→ **TASK REQUIREMENTS**
Exclude the pictures and reproduce the remaining data exactly as written.

→ **DATA SHOWN**
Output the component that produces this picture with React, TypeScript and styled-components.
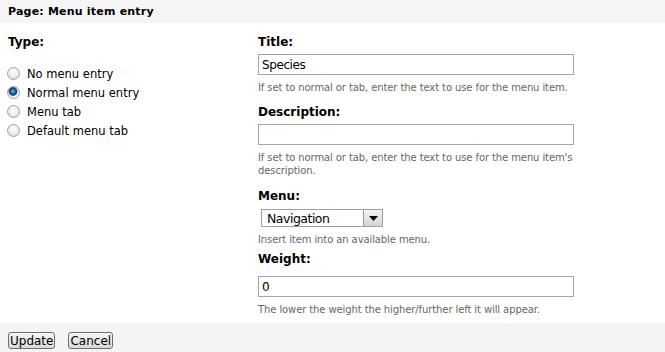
import React from 'react';
import styled, { createGlobalStyle } from 'styled-components';

const GlobalStyle = createGlobalStyle`
  html, body {
    margin: 0;
    padding: 0;
    background: #ffffff;
    font-family: 'DejaVu Sans', Verdana, sans-serif;
    color: #000000;
  }
`;

const Page = styled.div`
  width: 665px;
  height: 352px;
  display: flex;
  flex-direction: column;
  overflow: hidden;
`;

const Header = styled.div`
  height: 23px;
  display: flex;
  align-items: center;
  padding: 0 8px;
  background: #f5f5f5;
  font-size: 11px;
  font-weight: bold;
  letter-spacing: 0.2px;
`;

const Body = styled.div`
  flex: 1;
  display: grid;
  grid-template-columns: 250px 1fr;
  padding: 11px 8px 0;
`;

const Column = styled.div`
  display: flex;
  flex-direction: column;
`;

const Label = styled.div<{ $gap?: number }>`
  font-size: 12px;
  font-weight: bold;
  line-height: 16px;
  margin-bottom: ${(p) => p.$gap ?? 4}px;
`;

const RadioList = styled.div`
  display: flex;
  flex-direction: column;
  gap: 3px;
  margin-top: 12px;
`;

const RadioRow = styled.label`
  display: flex;
  align-items: flex-start;
  gap: 7px;
  margin-left: -1px;
  font-size: 11.5px;
  line-height: 16px;
`;

const RadioDot = styled.span<{ $checked?: boolean }>`
  box-sizing: border-box;
  margin-top: 1px;
  width: 13px;
  height: 13px;
  border-radius: 50%;
  border: 1px solid #a2a2a2;
  background: ${(p) =>
    p.$checked
      ? 'radial-gradient(circle at 45% 40%, #8fd0f5 0, #2a7fc0 1.5px, #0d3e6b 3.5px, #5a6f80 4.2px, #e4e4e4 4.8px, #fafafa 6px)'
      : 'radial-gradient(circle at 50% 35%, #ffffff 0, #ececec 55%, #d2d2d2 100%)'};
`;

const Field = styled.div<{ $top?: number }>`
  display: flex;
  flex-direction: column;
  margin-top: ${(p) => p.$top ?? 0}px;
`;

const TextInput = styled.input`
  box-sizing: border-box;
  width: 316px;
  height: 21px;
  border: 1px solid #a5a5a5;
  padding: 0 3px;
  font-family: 'DejaVu Sans', Verdana, sans-serif;
  font-size: 12px;
  letter-spacing: -0.4px;
  color: #000;
  outline: none;
`;

const Help = styled.div`
  font-size: 10px;
  letter-spacing: -0.1px;
  line-height: 13px;
  color: #666666;
  margin-top: 6px;
  width: 322px;
`;

const Select = styled.div`
  box-sizing: border-box;
  margin-top: 1px;
  margin-left: 3px;
  width: 122px;
  height: 18px;
  border: 1px solid #a0a0a0;
  display: flex;
  align-items: center;
  justify-content: space-between;
  font-size: 12.5px;
  letter-spacing: -0.5px;
  padding-left: 5px;
  background: #fff;
`;

const SelectButton = styled.span`
  box-sizing: border-box;
  width: 19px;
  height: 16px;
  border-left: 1px solid #9a9a9a;
  background: linear-gradient(#f4f4f4, #d4d4d4);
  display: flex;
  align-items: center;
  justify-content: center;
`;

const Footer = styled.div`
  height: 29px;
  box-sizing: border-box;
  background: #f4f4f4;
  display: flex;
  align-items: flex-start;
  gap: 13px;
  padding: 9px 8px 0;
`;

const Button = styled.button`
  font-family: 'DejaVu Sans', Verdana, sans-serif;
  font-size: 12px;
  height: 17px;
  padding: 0 1px;
  border: 1px solid #6e6e6e;
  border-radius: 3px;
  background: linear-gradient(#f6f6f6, #dadada);
  color: #000;
  line-height: 14px;
`;

const types = ['No menu entry', 'Normal menu entry', 'Menu tab', 'Default menu tab'];

export default function App() {
  return (
    <Page>
      <GlobalStyle />
      <Header>Page: Menu item entry</Header>
      <Body>
        <Column>
          <Label>Type:</Label>
          <RadioList>
            {types.map((t, i) => (
              <RadioRow key={t}>
                <RadioDot $checked={i === 1} />
                {t}
              </RadioRow>
            ))}
          </RadioList>
        </Column>
        <Column>
          <Field>
            <Label>Title:</Label>
            <TextInput defaultValue="Species" />
            <Help>If set to normal or tab, enter the text to use for the menu item.</Help>
          </Field>
          <Field $top={10}>
            <Label>Description:</Label>
            <TextInput defaultValue="" />
            <Help>
              If set to normal or tab, enter the text to use for the menu item's description.
            </Help>
          </Field>
          <Field $top={11}>
            <Label>Menu:</Label>
            <Select>
              Navigation
              <SelectButton>
                <svg width="9" height="5" viewBox="0 0 9 5">
                  <path d="M0 0h9L4.5 5z" fill="#000" />
                </svg>
              </SelectButton>
            </Select>
            <Help>Insert item into an available menu.</Help>
          </Field>
          <Field $top={5}>
            <Label $gap={9}>Weight:</Label>
            <TextInput defaultValue="0" />
            <Help>The lower the weight the higher/further left it will appear.</Help>
          </Field>
        </Column>
      </Body>
      <Footer>
        <Button>Update</Button>
        <Button>Cancel</Button>
      </Footer>
    </Page>
  );
}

→ **RESULT**
Output the component that produces this picture with React, TypeScript and styled-components.
import React from 'react';
import styled, { createGlobalStyle } from 'styled-components';

const GlobalStyle = createGlobalStyle`
  html, body {
    margin: 0;
    padding: 0;
    background: #ffffff;
    font-family: 'DejaVu Sans', Verdana, sans-serif;
    color: #000000;
  }
`;

const Page = styled.div`
  width: 665px;
  height: 352px;
  display: flex;
  flex-direction: column;
  overflow: hidden;
`;

const Header = styled.div`
  height: 23px;
  display: flex;
  align-items: center;
  padding: 0 8px;
  background: #f5f5f5;
  font-size: 11px;
  font-weight: bold;
  letter-spacing: 0.2px;
`;

const Body = styled.div`
  flex: 1;
  display: grid;
  grid-template-columns: 250px 1fr;
  padding: 11px 8px 0;
`;

const Column = styled.div`
  display: flex;
  flex-direction: column;
`;

const Label = styled.div<{ $gap?: number }>`
  font-size: 12px;
  font-weight: bold;
  line-height: 16px;
  margin-bottom: ${(p) => p.$gap ?? 4}px;
`;

const RadioList = styled.div`
  display: flex;
  flex-direction: column;
  gap: 3px;
  margin-top: 12px;
`;

const RadioRow = styled.label`
  display: flex;
  align-items: flex-start;
  gap: 7px;
  margin-left: -1px;
  font-size: 11.5px;
  line-height: 16px;
`;

const RadioDot = styled.span<{ $checked?: boolean }>`
  box-sizing: border-box;
  margin-top: 1px;
  width: 13px;
  height: 13px;
  border-radius: 50%;
  border: 1px solid #a2a2a2;
  background: ${(p) =>
    p.$checked
      ? 'radial-gradient(circle at 45% 40%, #8fd0f5 0, #2a7fc0 1.5px, #0d3e6b 3.5px, #5a6f80 4.2px, #e4e4e4 4.8px, #fafafa 6px)'
      : 'radial-gradient(circle at 50% 35%, #ffffff 0, #ececec 55%, #d2d2d2 100%)'};
`;

const Field = styled.div<{ $top?: number }>`
  display: flex;
  flex-direction: column;
  margin-top: ${(p) => p.$top ?? 0}px;
`;

const TextInput = styled.input`
  box-sizing: border-box;
  width: 316px;
  height: 21px;
  border: 1px solid #a5a5a5;
  padding: 0 3px;
  font-family: 'DejaVu Sans', Verdana, sans-serif;
  font-size: 12px;
  letter-spacing: -0.4px;
  color: #000;
  outline: none;
`;

const Help = styled.div`
  font-size: 10px;
  letter-spacing: -0.1px;
  line-height: 13px;
  color: #666666;
  margin-top: 6px;
  width: 322px;
`;

const Select = styled.div`
  box-sizing: border-box;
  margin-top: 1px;
  margin-left: 3px;
  width: 122px;
  height: 18px;
  border: 1px solid #a0a0a0;
  display: flex;
  align-items: center;
  justify-content: space-between;
  font-size: 12.5px;
  letter-spacing: -0.5px;
  padding-left: 5px;
  background: #fff;
`;

const SelectButton = styled.span`
  box-sizing: border-box;
  width: 19px;
  height: 16px;
  border-left: 1px solid #9a9a9a;
  background: linear-gradient(#f4f4f4, #d4d4d4);
  display: flex;
  align-items: center;
  justify-content: center;
`;

const Footer = styled.div`
  height: 29px;
  box-sizing: border-box;
  background: #f4f4f4;
  display: flex;
  align-items: flex-start;
  gap: 13px;
  padding: 9px 8px 0;
`;

const Button = styled.button`
  font-family: 'DejaVu Sans', Verdana, sans-serif;
  font-size: 12px;
  height: 17px;
  padding: 0 1px;
  border: 1px solid #6e6e6e;
  border-radius: 3px;
  background: linear-gradient(#f6f6f6, #dadada);
  color: #000;
  line-height: 14px;
`;

const types = ['No menu entry', 'Normal menu entry', 'Menu tab', 'Default menu tab'];

export default function App() {
  return (
    <Page>
      <GlobalStyle />
      <Header>Page: Menu item entry</Header>
      <Body>
        <Column>
          <Label>Type:</Label>
          <RadioList>
            {types.map((t, i) => (
              <RadioRow key={t}>
                <RadioDot $checked={i === 1} />
                {t}
              </RadioRow>
            ))}
          </RadioList>
        </Column>
        <Column>
          <Field>
            <Label>Title:</Label>
            <TextInput defaultValue="Species" />
            <Help>If set to normal or tab, enter the text to use for the menu item.</Help>
          </Field>
          <Field $top={10}>
            <Label>Description:</Label>
            <TextInput defaultValue="" />
            <Help>
              If set to normal or tab, enter the text to use for the menu item's description.
            </Help>
          </Field>
          <Field $top={11}>
            <Label>Menu:</Label>
            <Select>
              Navigation
              <SelectButton>
                <svg width="9" height="5" viewBox="0 0 9 5">
                  <path d="M0 0h9L4.5 5z" fill="#000" />
                </svg>
              </SelectButton>
            </Select>
            <Help>Insert item into an available menu.</Help>
          </Field>
          <Field $top={5}>
            <Label $gap={9}>Weight:</Label>
            <TextInput defaultValue="0" />
            <Help>The lower the weight the higher/further left it will appear.</Help>
          </Field>
        </Column>
      </Body>
      <Footer>
        <Button>Update</Button>
        <Button>Cancel</Button>
      </Footer>
    </Page>
  );
}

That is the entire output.